Sedangkan mengenai biaya berobat Lukas ke luar negeri yang belakangan sempat menjadi polemik, Fernando mengatakan, dirinya tidak mempermasalahkan Lukas menggunakan APBD Provinsi Papua, sepanjang dapat dipertanggung jawabkan secara transparan kepada masyarakat.
“Saya pikir, tidak menutup kemungkinan harus menggunakan APBD karena beliau saat ini adalah pemimpin aktif, yang saat ini masih menjabat. Saya rasa untuk penggunaan anggaran APBD tidak jadi persoalan untuk pengobatan tersebut.
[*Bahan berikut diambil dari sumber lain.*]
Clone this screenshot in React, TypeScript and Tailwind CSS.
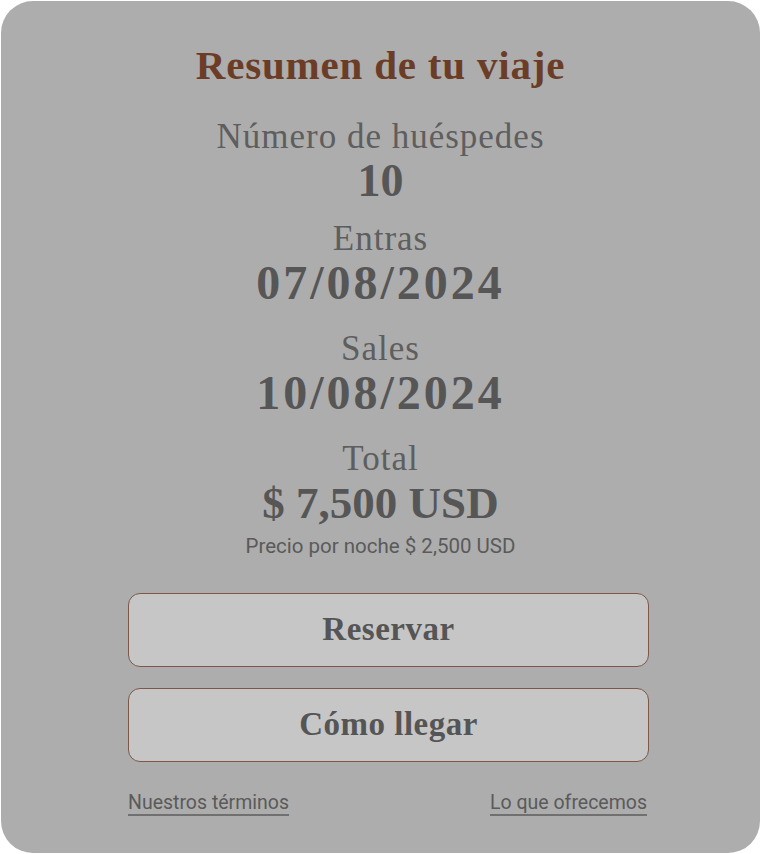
import React from "react";

function Label({ children }: { children: React.ReactNode }) {
  return (
    <div className="font-['Liberation_Serif','DejaVu_Serif',serif] text-[35px] leading-[42px] tracking-[1px] text-[#5e5e5e]">
      {children}
    </div>
  );
}

export default function App() {
  return (
    <div className="w-[761px] h-[854px] bg-white p-px">
      <div className="h-full w-full rounded-[32px] bg-[#adadad] flex flex-col items-center pt-[42px] font-['Liberation_Serif','DejaVu_Serif',serif]">
        <h1 className="text-[41px] leading-[44px] tracking-[0.8px] font-bold text-[#6b3d27]">
          Resumen de tu viaje
        </h1>
        <div className="mt-[29px] flex flex-col items-center">
          <Label>Número de huéspedes</Label>
          <div className="text-[46px] leading-[46px] font-bold text-[#565656]">10</div>
        </div>
        <div className="mt-[14px] flex flex-col items-center">
          <Label>Entras</Label>
          <div className="text-[48px] leading-[46px] tracking-[3px] font-bold text-[#565656]">07/08/2024</div>
        </div>
        <div className="mt-[22px] flex flex-col items-center">
          <Label>Sales</Label>
          <div className="text-[48px] leading-[46px] tracking-[3px] font-bold text-[#565656]">10/08/2024</div>
        </div>
        <div className="mt-[22px] flex flex-col items-center">
          <Label>Total</Label>
          <div className="text-[45px] leading-[46px] font-bold text-[#565656]">$ 7,500 USD</div>
        </div>
        <div className="font-['Roboto','Liberation_Sans',sans-serif] text-[20.5px] leading-[20px] text-[#5a5a5a] mt-[10px]">
          Precio por noche $ 2,500 USD
        </div>
        <div className="w-[521px] ml-[16px] flex flex-col gap-[21px] mt-[37px]">
          <button className="h-[74px] w-full rounded-[12px] border border-[#7d5747] bg-[#c6c6c6] text-[33px] tracking-[0.5px] font-bold text-[#555555]">
            Reservar
          </button>
          <button className="h-[74px] w-full rounded-[12px] border border-[#7d5747] bg-[#c6c6c6] text-[33px] tracking-[0.5px] font-bold text-[#555555]">
            Cómo llegar
          </button>
        </div>
        <div className="w-[521px] ml-[16px] flex justify-between mt-[29px] font-['Roboto','Liberation_Sans',sans-serif] text-[19.5px] leading-[24px] text-[#5a5a5a]">
          <a className="underline decoration-[#707070] decoration-2 underline-offset-[5px]">Nuestros términos</a>
          <a className="underline decoration-[#707070] decoration-2 underline-offset-[5px] mr-[2px]">Lo que ofrecemos</a>
        </div>
      </div>
    </div>
  );
}
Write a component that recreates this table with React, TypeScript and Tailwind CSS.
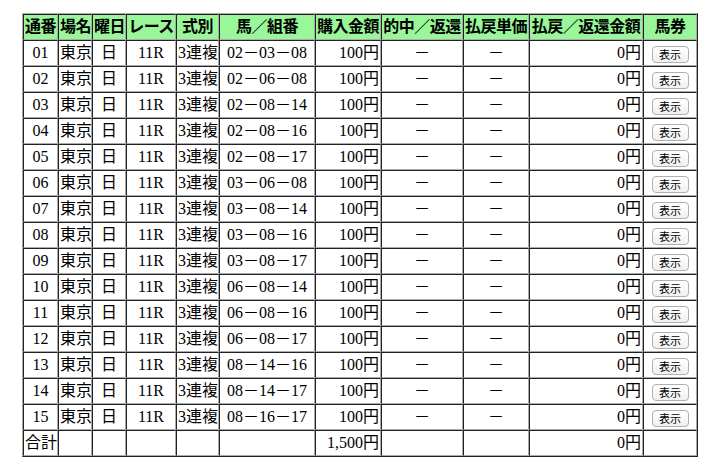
const rows = [
  '02－03－08',
  '02－06－08',
  '02－08－14',
  '02－08－16',
  '02－08－17',
  '03－06－08',
  '03－08－14',
  '03－08－16',
  '03－08－17',
  '06－08－14',
  '06－08－16',
  '06－08－17',
  '08－14－16',
  '08－14－17',
  '08－16－17',
];

const heads: [string, string][] = [
  ['通番', 'w-[35px]'],
  ['場名', 'w-[34px]'],
  ['曜日', 'w-[34px]'],
  ['レース', 'w-[50px]'],
  ['式別', 'w-[43px]'],
  ['馬／組番', 'w-[96px]'],
  ['購入金額', 'w-[66px]'],
  ['的中／返還', 'w-[82px]'],
  ['払戻単価', 'w-[66px]'],
  ['払戻／返還金額', 'w-[114px]'],
  ['馬券', 'w-[54px]'],
];

const cell = 'h-[26px] p-[1px] border border-t-[#222] border-l-[#222] border-b-[#aaa] border-r-[#aaa] leading-[22px] whitespace-nowrap overflow-hidden';

export default function App() {
  return (
    <div className="min-h-[471px] bg-white pt-[13px] pl-[22px] text-[16px] text-black [font-family:'Liberation_Serif','Noto_Sans_CJK_JP',serif]">
      <table className="w-[676px] table-fixed border-separate border-spacing-0 border border-t-[#aaa] border-l-[#aaa] border-b-[#222] border-r-[#222]">
        <thead>
          <tr className="bg-[#99f799]">
            {heads.map(([h, w]) => (
              <th key={h} className={`${cell} ${w} text-center font-bold tracking-[-0.5px]`}>
                {h}
              </th>
            ))}
          </tr>
        </thead>
        <tbody>
          {rows.map((kumi, i) => (
            <tr key={kumi}>
              <td className={`${cell} text-center`}>{String(i + 1).padStart(2, '0')}</td>
              <td className={`${cell} text-left`}>東京</td>
              <td className={`${cell} text-center`}>日</td>
              <td className={`${cell} text-center`}>11R</td>
              <td className={`${cell} text-left`}>3連複</td>
              <td className={`${cell} text-center`}>{kumi}</td>
              <td className={`${cell} text-right`}>100円</td>
              <td className={`${cell} text-center`}>－</td>
              <td className={`${cell} text-center`}>－</td>
              <td className={`${cell} text-right`}>0円</td>
              <td className={`${cell} text-center`}>
                <button className="inline-flex h-[17px] w-[37px] items-center justify-center rounded-[4px] border border-[#b0b0b0] bg-gradient-to-b from-white to-[#f0f0f0] align-middle text-[11px] leading-none text-black [font-family:'Noto_Sans_CJK_JP',sans-serif]">
                  表示
                </button>
              </td>
            </tr>
          ))}
          <tr>
            <td className={`${cell} text-left`}>合計</td>
            <td className={cell}></td>
            <td className={cell}></td>
            <td className={cell}></td>
            <td className={cell}></td>
            <td className={cell}></td>
            <td className={`${cell} text-right`}>1,500円</td>
            <td className={cell}></td>
            <td className={cell}></td>
            <td className={`${cell} text-right`}>0円</td>
            <td className={cell}></td>
          </tr>
        </tbody>
      </table>
    </div>
  );
}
Karena selama itu bisa dipertanggungjawabkan secara transparan kepada negara dan kepada seluruh masyarakat,’’ sebut Fernando.
Fernando juga terus mendorong KPK untuk lebih intensif menginvestigasi oknum-oknum pejabat daerah di Papua yang terindikasi memperkaya diri secara illegal dengan menyalahgunakan wewenang jabatan, sebagaimana KPK lakukan terhadap Gubernur Papua Lukas Enembe.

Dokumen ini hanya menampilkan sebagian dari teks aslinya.